Maridan-Gyres

Maridan-Gyres

Atelier du 27/10/2015 par Verpom

Visite à la maison de retraite

 

Armée de toute leur bienveillance, la fratrie s’acheminait vers la résidence désormais enfermée dans la vieillesse où séjournaient depuis de nombreuses années leurs parents. Ils s’apprêtaient à partager l’espace de quelques heures l’étroitesse de leur quotidien, faite d’insomnie et de maladie chronique.

En effet, leur chambre côtoie celle d’un résident malentendant. Lorsque la télévision est écoutée à fort volume, elle empêche le vieux père de dormir, lui qui sombre très tôt dans le sommeil. Pourtant, lorsqu’il s’endormait convenablement, il passait une nuit reposante et ses enfants retrouvaient alors le plaisir de savourer la quiétude et la sagesse du gentil papa de leur enfance.

Ce jour-là, une atmosphère brutalement rétrécie envahissait les ventres des descendants.

Les draps dégageaient une émanation pestilentielle, odeur de nourriture, de frites grasses. Si le service de nettoyage prétendait utiliser des produits écologiques, ils semblaient ici peu efficaces à lutter contre l’étroitesse des locaux, le manque d’aération et la proximité de la cuisine. L’envie des visiteurs d’étendre ces couches en plein soleil et de laisser les battements d’ailes des goélands les rafraîchir fût bien vite contenue par le personnel, atterré à l’idée d’enfreindre les procédures d’assurance qualité de la résidence certifiée.

Leur mère malade regardait au travers des persiennes son infirmière traverser le porche. Elle maintenait serré le sparadrap apposé au pli de son coude, ce n’était pas la première fois qu’on lui labourait le bras. Cet œuf de pigeon orphelin, comme abandonné sur sa veine trop fragile allait il se résorber proprement d’ici la prochaine séance de recueil de sang, la semaine prochaine ? Plongée dans cette question hebdomadaire, empreinte de douleur résignée, elle ne les avait pas encore remarqués.

Dans la salle voisine, une petite fille s’ennuyait auprès de sa famille. Avec ses chaussures mal lacées et ses pantalons glissant sur son arrière-train, elle inspirait la crainte des banlieues et l’odeur des préservatifs racornis laissés au pied des bancs publics. Assurément, son apparence visait à mimer un monde civilisé inconnu de ses grands-parents. Les yeux rivés sur la fenêtre, elle était absorbée par le chemin de la sortie, leur répondant par onomatopées agressives.
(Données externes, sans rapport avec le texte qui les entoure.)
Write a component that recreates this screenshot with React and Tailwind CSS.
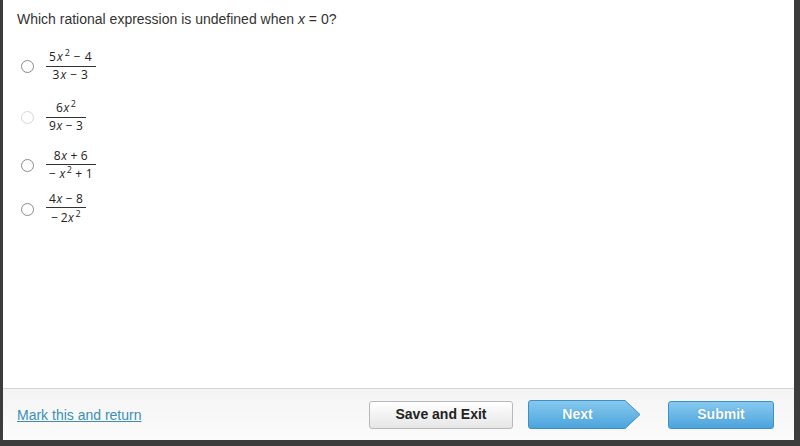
import React from "react";

function Radio({ faded }) {
  return (
    <span
      className={
        "inline-block w-[13px] h-[13px] rounded-full border bg-white shrink-0 " +
        (faded ? "border-[#d6d6d6]" : "border-[#8a8a8a]")
      }
    />
  );
}

function Frac({ num, den, denPad = "pt-[1px]" }) {
  return (
    <span className="inline-flex flex-col items-center font-['Open_Sans',sans-serif] text-[12px] leading-[14px] text-[#222] tracking-[0.5px]">
      <span className="px-[3px] pb-[1px] whitespace-nowrap">{num}</span>
      <span className="self-stretch border-t border-[#333]" />
      <span className={"px-[3px] whitespace-nowrap " + denPad}>{den}</span>
    </span>
  );
}

const X = () => <i className="italic">x</i>;
const Sq = () => (
  <span className="text-[9px] relative -top-[5px] ml-[1px]">2</span>
);
const Op = ({ c }) => <span className="mx-[3px]">{c}</span>;

export default function App() {
  return (
    <div className="w-[800px] h-[446px] bg-[#3c3c3c] font-['Liberation_Sans',Arial,sans-serif]">
      <div className="ml-[3px] w-[791px] h-[440px] bg-white flex flex-col">
        <div className="flex-1 pl-[14px] pt-[10px]">
          <p className="text-[14px] leading-[18px] text-[#333]">
            Which rational expression is undefined when <i>x</i> = 0?
          </p>
          <div className="mt-[22px] flex flex-col pl-[4px]">
            <div className="flex items-center gap-[12px]">
              <Radio />
              <Frac
                num={<span className="tracking-[1px]">5<X /><Sq /><Op c="−" />4</span>}
                den={<span className="tracking-[1px]">3<X /><Op c="−" />3</span>}
              />
            </div>
            <div className="flex items-center gap-[12px] mt-[19px]">
              <Radio faded />
              <Frac
                num={<span>6<X /><Sq /></span>}
                den={<span>9<X /><Op c="−" />3</span>}
              />
            </div>
            <div className="flex items-center gap-[12px] mt-[16px]">
              <Radio />
              <Frac
                num={<span>8<X /><Op c="+" />6</span>}
                den={<span>−<span className="ml-[3px]" /><X /><Sq /><Op c="+" />1</span>}
                denPad="pt-[2px]"
              />
            </div>
            <div className="flex items-center gap-[12px] mt-[10px]">
              <Radio />
              <Frac
                num={<span>4<X /><Op c="−" />8</span>}
                den={<span>−<span className="ml-[2px]" />2<X /><Sq /></span>}
                denPad="pt-[3px]"
              />
            </div>
          </div>
        </div>
        <div className="h-[52px] border-t border-[#d4d4d4] bg-gradient-to-b from-[#f4f4f4] to-[#fbfbfb] flex items-center pl-[14px] pr-[20px]">
          <a className="text-[14px] text-[#3b8fb5] underline mt-[1px]" href="#">
            Mark this and return
          </a>
          <div className="ml-auto flex items-center">
            <button className="w-[144px] h-[28px] rounded-[3px] border border-[#b8b8b8] bg-gradient-to-b from-[#ffffff] to-[#e6e6e6] text-[14px] font-bold text-[#222]">
              Save and Exit
            </button>
            <button className="relative ml-[15px] w-[113px] h-[29px] text-[14px] font-bold text-white [text-shadow:0_0_1px_#3a87b8]">
              <svg className="absolute inset-0" width="113" height="29" viewBox="0 0 113 29">
                <defs>
                  <linearGradient id="nb" x1="0" y1="0" x2="0" y2="1">
                    <stop offset="0" stopColor="#86c9ef" />
                    <stop offset="1" stopColor="#4ba4dc" />
                  </linearGradient>
                </defs>
                <path
                  d="M3 0.5 H97 L112 14.5 L97 28.5 H3 Q0.5 28.5 0.5 26 V3 Q0.5 0.5 3 0.5 Z"
                  fill="url(#nb)"
                  stroke="#3f8ec6"
                />
              </svg>
              <span className="relative pr-[14px]">Next</span>
            </button>
            <button className="ml-[27px] w-[106px] h-[28px] rounded-[3px] border border-[#3f8ec6] bg-gradient-to-b from-[#86c9ef] to-[#4ba4dc] text-[14px] font-bold text-white [text-shadow:0_0_1px_#3a87b8]">
              Submit
            </button>
          </div>
        </div>
      </div>
    </div>
  );
}
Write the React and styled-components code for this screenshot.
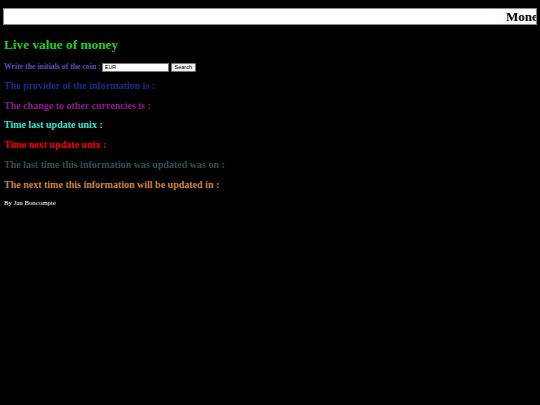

Déjà, l’après-midi entamait sa seconde phase. Le père oubliait ses visiteurs et s’excitait en voyant arriver son aide médicale :

- Un arbre peut cacher la forêt, n’est-ce pas, mademoiselle ?

- La forêt ? Un seul arbre ? Euh… Allez Papi, il doit être l’heure de prendre votre cachet et de vous réfugier dans le fauteuil confortable.

S’exécutant en tremblotant, le papa avait d’autres questions discrètes à poser à la jeune femme. Ne valait-il mieux pas les garder pour demain et goûter le moment quotidien tant attendu, celui où armée du verre d’eau, elle se penchera sur lui, laissant sa gorge généreuse envahir son champ de vision pour le combler du seul paysage de ses journées.